**Goal of the exercise:**
Faithfully return all lines, omitting every embedded picture.
===== Source data =====
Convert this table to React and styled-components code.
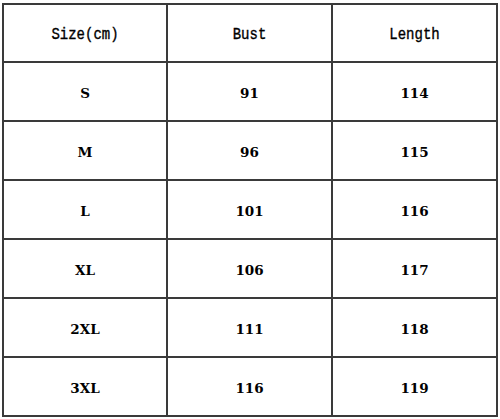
import styled, { createGlobalStyle } from "styled-components"

const rows = [
    ["S", "91", "114"],
    ["M", "96", "115"],
    ["L", "101", "116"],
    ["XL", "106", "117"],
    ["2XL", "111", "118"],
    ["3XL", "116", "119"],
]

export default function App() {
    return (
        <>
            <Global />
            <Page>
                <Grid>
                    <Head><span>Size(cm)</span></Head>
                    <Head><span>Bust</span></Head>
                    <Head><span>Length</span></Head>
                    {rows.map((r) =>
                        r.map((v, i) => <Cell key={r[0] + i}>{v}</Cell>)
                    )}
                </Grid>
            </Page>
        </>
    )
}

const Global = createGlobalStyle`
    body {
        margin: 0;
        background: #fff;
    }
`

const Page = styled.div`
    width: 500px;
    height: 419px;
    padding: 3px 0 0 2px;
    box-sizing: border-box;
`

const Grid = styled.div`
    display: grid;
    grid-template-columns: 164px 165px 165px;
    grid-template-rows: 58px repeat(6, 59px);
    border-left: 2px solid #3a3a3a;
    border-top: 2px solid #3a3a3a;
    width: max-content;
`

const Box = styled.div`
    display: flex;
    align-items: center;
    justify-content: center;
    border-right: 2px solid #3a3a3a;
    border-bottom: 2px solid #3a3a3a;
    color: #000;
    box-sizing: border-box;
`

const Head = styled(Box)`
    font-family: "Liberation Mono", monospace;
    font-size: 14px;
    padding-top: 2px;

    span {
        display: inline-block;
        transform: scaleY(1.15);
        -webkit-text-stroke: 0.3px #000;
    }
`

const Cell = styled(Box)`
    font-family: "DejaVu Serif", serif;
    font-weight: bold;
    font-size: 13.5px;
    padding-top: 3px;
`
=====
**Finished exercise:**
Convert this table to React and styled-components code.
import styled, { createGlobalStyle } from "styled-components"

const rows = [
    ["S", "91", "114"],
    ["M", "96", "115"],
    ["L", "101", "116"],
    ["XL", "106", "117"],
    ["2XL", "111", "118"],
    ["3XL", "116", "119"],
]

export default function App() {
    return (
        <>
            <Global />
            <Page>
                <Grid>
                    <Head><span>Size(cm)</span></Head>
                    <Head><span>Bust</span></Head>
                    <Head><span>Length</span></Head>
                    {rows.map((r) =>
                        r.map((v, i) => <Cell key={r[0] + i}>{v}</Cell>)
                    )}
                </Grid>
            </Page>
        </>
    )
}

const Global = createGlobalStyle`
    body {
        margin: 0;
        background: #fff;
    }
`

const Page = styled.div`
    width: 500px;
    height: 419px;
    padding: 3px 0 0 2px;
    box-sizing: border-box;
`

const Grid = styled.div`
    display: grid;
    grid-template-columns: 164px 165px 165px;
    grid-template-rows: 58px repeat(6, 59px);
    border-left: 2px solid #3a3a3a;
    border-top: 2px solid #3a3a3a;
    width: max-content;
`

const Box = styled.div`
    display: flex;
    align-items: center;
    justify-content: center;
    border-right: 2px solid #3a3a3a;
    border-bottom: 2px solid #3a3a3a;
    color: #000;
    box-sizing: border-box;
`

const Head = styled(Box)`
    font-family: "Liberation Mono", monospace;
    font-size: 14px;
    padding-top: 2px;

    span {
        display: inline-block;
        transform: scaleY(1.15);
        -webkit-text-stroke: 0.3px #000;
    }
`

const Cell = styled(Box)`
    font-family: "DejaVu Serif", serif;
    font-weight: bold;
    font-size: 13.5px;
    padding-top: 3px;
`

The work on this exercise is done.